I wonder if it’s possible to avoid being too respectable if one is so highly respected, with so much admiration and adulation, that the loss of frequent praise and commendation would be seen as too great to bear.

I wonder if it’s possible for an organization to become too respectable.

I wonder about the kinds of issues or principles that might cause someone to sacrifice some respectability.
During three days in early October in 1908, The Salvation Army dominated headlines in all Los Angeles newspapers.

Los Angeles Herald, October 3, 1908

The story concerns the arrest of Mrs. Major E. W. Campbell, co-commander of “the corps.” The charge was “attempting to speak on the streets within the proscribed district.” The arrest took place at 4th and Broadway—and the “district” was downtown Los Angeles. The prisoners declined bail and four women and six men spent the night in jail. The article concludes with the statement: “A crowd numbering from 1,500 to 2,000 persons witnessed the event, and, as usual, jeered and hooted at the police.

Los Angeles Herald, October 5, 1908
Twenty-five Arrested for Parading Streets

Here we read that Major E. W. Campbell led his wife and 23 others, including a large band, through the streets and were arrested for parading without a permit by Sgt. Kriege and a squad of officers at the corner of 5th and Hill Streets in downtown Los Angeles. Once again, the crowd supported the Army.

Los Angeles Daily Times, October 6, 1908
The Law Supreme

In an editorial in the Times the Army is severely criticized for breaking the law. “The law is supreme in this country, and it must regulate the doings of all,” we read. “The law has forbidden certain practices on the streets of Los Angeles (parading and speaking downtown) and The Salvation Army has acted very unwisely in running counter to the law.
“The local officer should be disciplined by those in higher authority.

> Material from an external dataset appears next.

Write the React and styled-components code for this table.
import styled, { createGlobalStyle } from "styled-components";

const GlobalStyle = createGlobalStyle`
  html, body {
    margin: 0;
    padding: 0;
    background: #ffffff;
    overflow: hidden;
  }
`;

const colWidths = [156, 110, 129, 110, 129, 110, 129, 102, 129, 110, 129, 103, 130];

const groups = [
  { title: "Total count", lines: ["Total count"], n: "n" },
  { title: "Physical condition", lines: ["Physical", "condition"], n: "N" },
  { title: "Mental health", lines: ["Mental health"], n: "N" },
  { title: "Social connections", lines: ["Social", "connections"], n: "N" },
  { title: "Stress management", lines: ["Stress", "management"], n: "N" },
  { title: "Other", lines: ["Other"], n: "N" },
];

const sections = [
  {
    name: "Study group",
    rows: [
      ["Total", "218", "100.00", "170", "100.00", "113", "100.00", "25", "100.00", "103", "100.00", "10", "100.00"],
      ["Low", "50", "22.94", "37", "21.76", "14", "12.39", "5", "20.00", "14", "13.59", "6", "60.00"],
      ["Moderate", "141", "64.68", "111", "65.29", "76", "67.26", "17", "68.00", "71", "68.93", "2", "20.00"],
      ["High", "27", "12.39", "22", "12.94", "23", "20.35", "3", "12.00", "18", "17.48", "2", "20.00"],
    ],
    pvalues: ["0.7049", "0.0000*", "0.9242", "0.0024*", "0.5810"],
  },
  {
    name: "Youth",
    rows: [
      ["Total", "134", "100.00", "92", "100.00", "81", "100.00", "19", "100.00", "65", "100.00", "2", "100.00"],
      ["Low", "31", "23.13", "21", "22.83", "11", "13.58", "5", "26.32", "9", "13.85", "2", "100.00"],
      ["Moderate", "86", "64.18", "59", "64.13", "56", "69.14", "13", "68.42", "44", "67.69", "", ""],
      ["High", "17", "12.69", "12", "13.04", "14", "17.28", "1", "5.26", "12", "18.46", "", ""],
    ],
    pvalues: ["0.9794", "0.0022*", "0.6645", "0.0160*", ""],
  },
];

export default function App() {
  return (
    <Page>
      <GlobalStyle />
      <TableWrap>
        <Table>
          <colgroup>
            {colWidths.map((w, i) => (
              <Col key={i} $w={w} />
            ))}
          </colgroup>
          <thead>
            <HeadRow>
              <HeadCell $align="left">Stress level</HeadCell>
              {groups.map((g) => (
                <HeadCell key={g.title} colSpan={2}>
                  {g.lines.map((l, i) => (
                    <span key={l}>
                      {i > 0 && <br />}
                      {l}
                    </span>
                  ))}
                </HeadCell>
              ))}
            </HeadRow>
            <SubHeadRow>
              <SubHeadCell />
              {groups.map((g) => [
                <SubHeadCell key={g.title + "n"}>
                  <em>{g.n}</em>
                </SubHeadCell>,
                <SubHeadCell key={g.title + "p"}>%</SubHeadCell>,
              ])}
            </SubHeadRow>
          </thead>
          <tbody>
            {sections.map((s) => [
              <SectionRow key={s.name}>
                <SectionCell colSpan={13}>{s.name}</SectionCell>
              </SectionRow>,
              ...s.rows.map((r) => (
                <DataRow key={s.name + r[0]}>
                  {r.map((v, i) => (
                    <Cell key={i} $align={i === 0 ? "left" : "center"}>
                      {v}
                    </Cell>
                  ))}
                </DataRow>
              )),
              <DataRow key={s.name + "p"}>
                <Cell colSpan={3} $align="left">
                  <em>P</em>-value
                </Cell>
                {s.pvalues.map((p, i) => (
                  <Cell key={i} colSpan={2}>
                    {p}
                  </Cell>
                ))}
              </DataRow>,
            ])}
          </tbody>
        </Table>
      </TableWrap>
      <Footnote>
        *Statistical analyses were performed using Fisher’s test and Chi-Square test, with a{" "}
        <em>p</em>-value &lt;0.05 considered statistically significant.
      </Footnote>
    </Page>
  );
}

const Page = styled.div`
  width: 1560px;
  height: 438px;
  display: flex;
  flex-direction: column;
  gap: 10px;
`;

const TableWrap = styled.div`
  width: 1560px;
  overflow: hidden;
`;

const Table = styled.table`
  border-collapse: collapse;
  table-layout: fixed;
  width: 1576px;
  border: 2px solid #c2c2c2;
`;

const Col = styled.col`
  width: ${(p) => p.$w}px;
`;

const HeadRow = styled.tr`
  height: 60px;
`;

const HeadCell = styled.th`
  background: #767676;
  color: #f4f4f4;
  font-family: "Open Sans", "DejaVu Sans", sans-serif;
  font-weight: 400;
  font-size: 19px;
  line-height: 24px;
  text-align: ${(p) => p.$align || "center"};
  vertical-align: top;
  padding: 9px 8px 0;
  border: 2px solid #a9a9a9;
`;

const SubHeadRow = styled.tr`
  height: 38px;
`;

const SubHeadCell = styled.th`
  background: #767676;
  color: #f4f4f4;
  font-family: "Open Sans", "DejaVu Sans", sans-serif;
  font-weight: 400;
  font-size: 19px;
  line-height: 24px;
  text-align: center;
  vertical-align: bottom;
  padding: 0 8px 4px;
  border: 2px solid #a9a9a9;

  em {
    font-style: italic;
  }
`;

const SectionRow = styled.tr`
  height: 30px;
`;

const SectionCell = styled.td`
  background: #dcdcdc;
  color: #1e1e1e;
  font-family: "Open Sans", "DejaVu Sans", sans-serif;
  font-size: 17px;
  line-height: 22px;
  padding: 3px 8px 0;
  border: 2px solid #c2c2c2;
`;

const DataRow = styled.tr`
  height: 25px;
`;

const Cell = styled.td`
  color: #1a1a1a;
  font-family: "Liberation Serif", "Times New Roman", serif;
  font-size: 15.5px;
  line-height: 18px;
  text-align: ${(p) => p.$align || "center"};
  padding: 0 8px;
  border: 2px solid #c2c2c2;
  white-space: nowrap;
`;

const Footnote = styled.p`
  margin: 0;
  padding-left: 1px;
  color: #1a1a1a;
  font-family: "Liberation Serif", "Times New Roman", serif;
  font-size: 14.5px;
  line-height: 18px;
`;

The city authorities have enacted an excellent ordinance for the suppression of street nuisances and peace disturbers, and they should have the earnest moral support of every patriotic citizen in enforcing it to the letter.”

Our tactics have changed as our organization has matured, but has our voice in the cause of social justice dimmed to such a point that we have become too respectable?